Tutto è cominciato per colpa delle ferie troppo lunghe dei magistrati. È così che Matteo Renzi nel suo Il mostro (in libreria da oggi per Piemme, 192 pp., 17,90 euro) descrive l’origine della sua battaglia «per la giustizia», anzi contro «le inchieste, gli scandali e i dossier» che lo hanno coinvolto negli ultimi anni: colpa del fatto che lui avrebbe voluto tagliare i giorni di riposo ai giudici. La battaglia che Renzi si intesta, va da sé, è tutta condotta in nome del bene, anzi del meglio. Ci manca poco che, tra un giudizio sprezzante e una ricostruzione interessata, Renzi non arrivi a dichiararsi prigioniero politico: il tono, d’altra parte, ricorda quello di altre vicende giudiziarie con tinte politiche: da Eric Honecker a Silvio Berlusconi.

Dall’inizio alla fine Renzi ripete spesso che lui si sta limitando a riportare fatti oggettivi, ma tra le pagine de Il mostro i cosiddetti fatti sono sempre in secondo piano rispetto alle sue valutazioni. E, più che la ricostruzione di vicende già raccontate, a emergere è la lunghissima lista di nemici che Renzi compila: da Magistratura democratica all’ex amico David Ermini (che ha annunciato querela), dall’ex procuratore di Firenze Giuseppe Creazzo al pm Antonino Nastasi, fino ai 5 Stelle, Salvini, Conte e, ovviamente, Massimo D’Alema.

La versione di Renzi sulla sua parabola politica è semplice: lui ha sempre lavorato per il meglio del Paese, non si è mai interessato troppo alla politica giudiziaria (che, in effetti, dimostra di disprezzare) ed è stato ostacolato da pm ostili «per ragioni mediatiche o di rivincita» e da avversari che gli hanno rovesciato addosso tutto l’odio che scorre nelle vene dei social network (con tanto di aiutino russo evocato anche per giustificare le sconfitte del 2016 e del 2018).

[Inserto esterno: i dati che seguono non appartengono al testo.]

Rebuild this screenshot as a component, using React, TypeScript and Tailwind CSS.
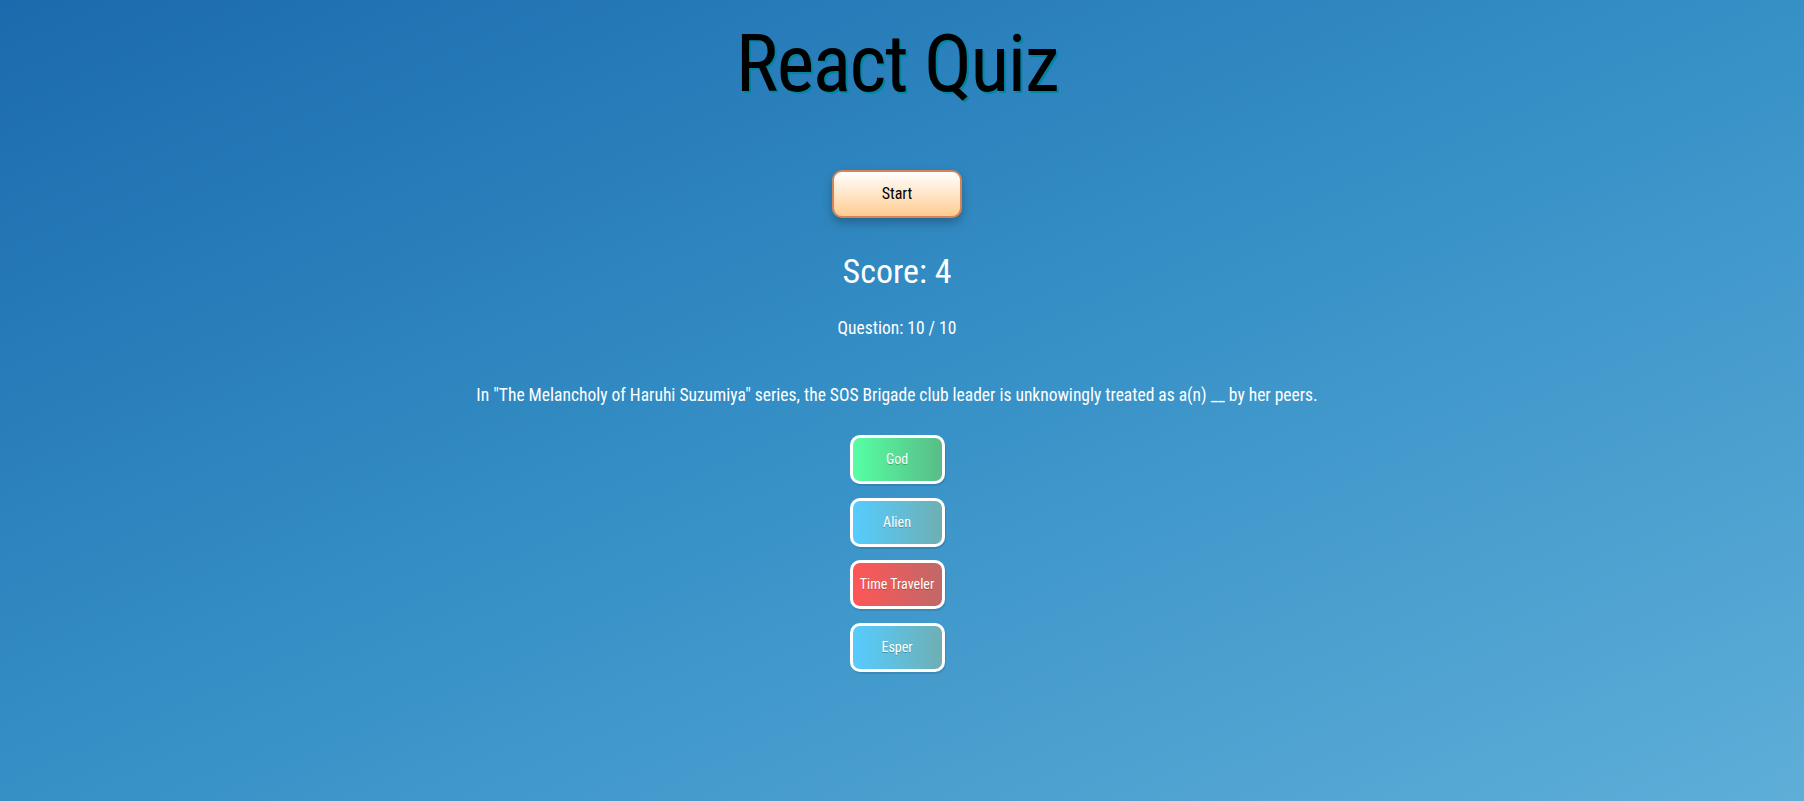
import React from 'react'

const answers = [
  { text: 'God', style: 'bg-[linear-gradient(90deg,#56ffa4,#59bc86)]' },
  { text: 'Alien', style: 'bg-[linear-gradient(90deg,#56ccff,#6eafb4)]' },
  { text: 'Time Traveler', style: 'bg-[linear-gradient(90deg,#ff5656,#c16868)]' },
  { text: 'Esper', style: 'bg-[linear-gradient(90deg,#56ccff,#6eafb4)]' },
]

const App = () => {
  return (
    <div className="min-h-[801px] w-full pr-[10px] bg-[linear-gradient(to_bottom_right,#1b6aad,#3690c6,#5eaed8)] font-['Roboto_Condensed','Roboto',sans-serif] flex flex-col items-center">
      <h1 className="mt-[24px] text-[80px] leading-none tracking-[-1.5px] font-normal text-black [text-shadow:2px_2px_0_#0085a3]">
        React Quiz
      </h1>

      <button className="mt-[66px] w-[130px] h-[48px] rounded-[10px] border-2 border-[#d38558] bg-[linear-gradient(180deg,#ffffff,#ffcc91)] shadow-[0_5px_10px_rgba(0,0,0,0.25)] text-[16px] text-black">
        Start
      </button>

      <p className="mt-[36px] text-[34px] leading-none text-white">Score: 4</p>

      <p className="mt-[32px] text-[17.5px] leading-none text-white">Question: 10 / 10</p>

      <p className="mt-[49px] text-[17.5px] leading-none text-white">
        In "The Melancholy of Haruhi Suzumiya" series, the SOS Brigade club leader is unknowingly treated as a(n) __ by her peers.
      </p>

      <div className="mt-[31px] flex flex-col items-center gap-[13.5px]">
        {answers.map((a) => (
          <button
            key={a.text}
            className={`w-[95px] h-[49px] rounded-[10px] border-[3px] border-white ${a.style} shadow-[1px_2px_0_rgba(0,0,0,0.1)] text-[14px] text-white [text-shadow:0_1px_0_rgba(0,0,0,0.25)]`}
          >
            {a.text}
          </button>
        ))}
      </div>
    </div>
  )
}

export default App
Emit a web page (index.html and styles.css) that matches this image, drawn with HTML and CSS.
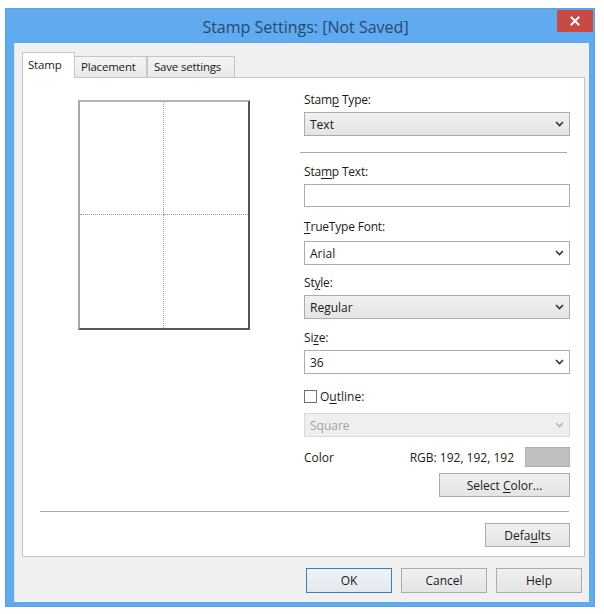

La parte che più sta facendo discutere è a metà, quando Renzi si produce in un ricco e circostanziato attacco a Ermini, che, in un «valzer dell’ipocrisia», pur accusando gli altri di avere rapporti ambigui con la politica sarebbe stato il primo a chiedere ed ottenere supporto politico per la sua carriera all’interno del Csm (l’interlocutore, scrive l’ex premier, sarebbe Luca Lotti). Il dente è avvelenato: Renzi si intesta la responsabilità dell’ascesa politica di Ermini e lo descrive come un non molto astuto carrierista che già nel 2004 costrinse il Pd a fare i salti mortali per portarlo al consiglio provinciale di Firenze.

I fatti tanto evocati, comunque, sono pochissimi. Sull’inchiesta Open, ad esempio, senza mai entrare troppo nello specifico, Renzi si limita a dire che i 3 milioni di euro di movimenti sarebbero tutto «denaro privato regolarmente bonificato a fondazioni riconosciute dalla legge». Alla fine c’è anche spazio per qualche considerazione sull’attualità, con due passaggi significativi. Il primo è sulla guerra in Ucraina, che secondo Renzi si risolverebbe se l’Europa avesse una posizione più chiara e, magari, riuscisse a imporre un mediatore (Merkel o Blair).

Il secondo è sulla rielezione di Mattarella al Colle, con il racconto dell’incontro/accordo con l’aspirante presidente Casini. «Amico mio, se perdi ci sono. Ma se rischi di vincere io non servo più», avrebbe detto il fu rottamatore al principe dei rottamabili. La verità, però, è il rovescio di quella promessa.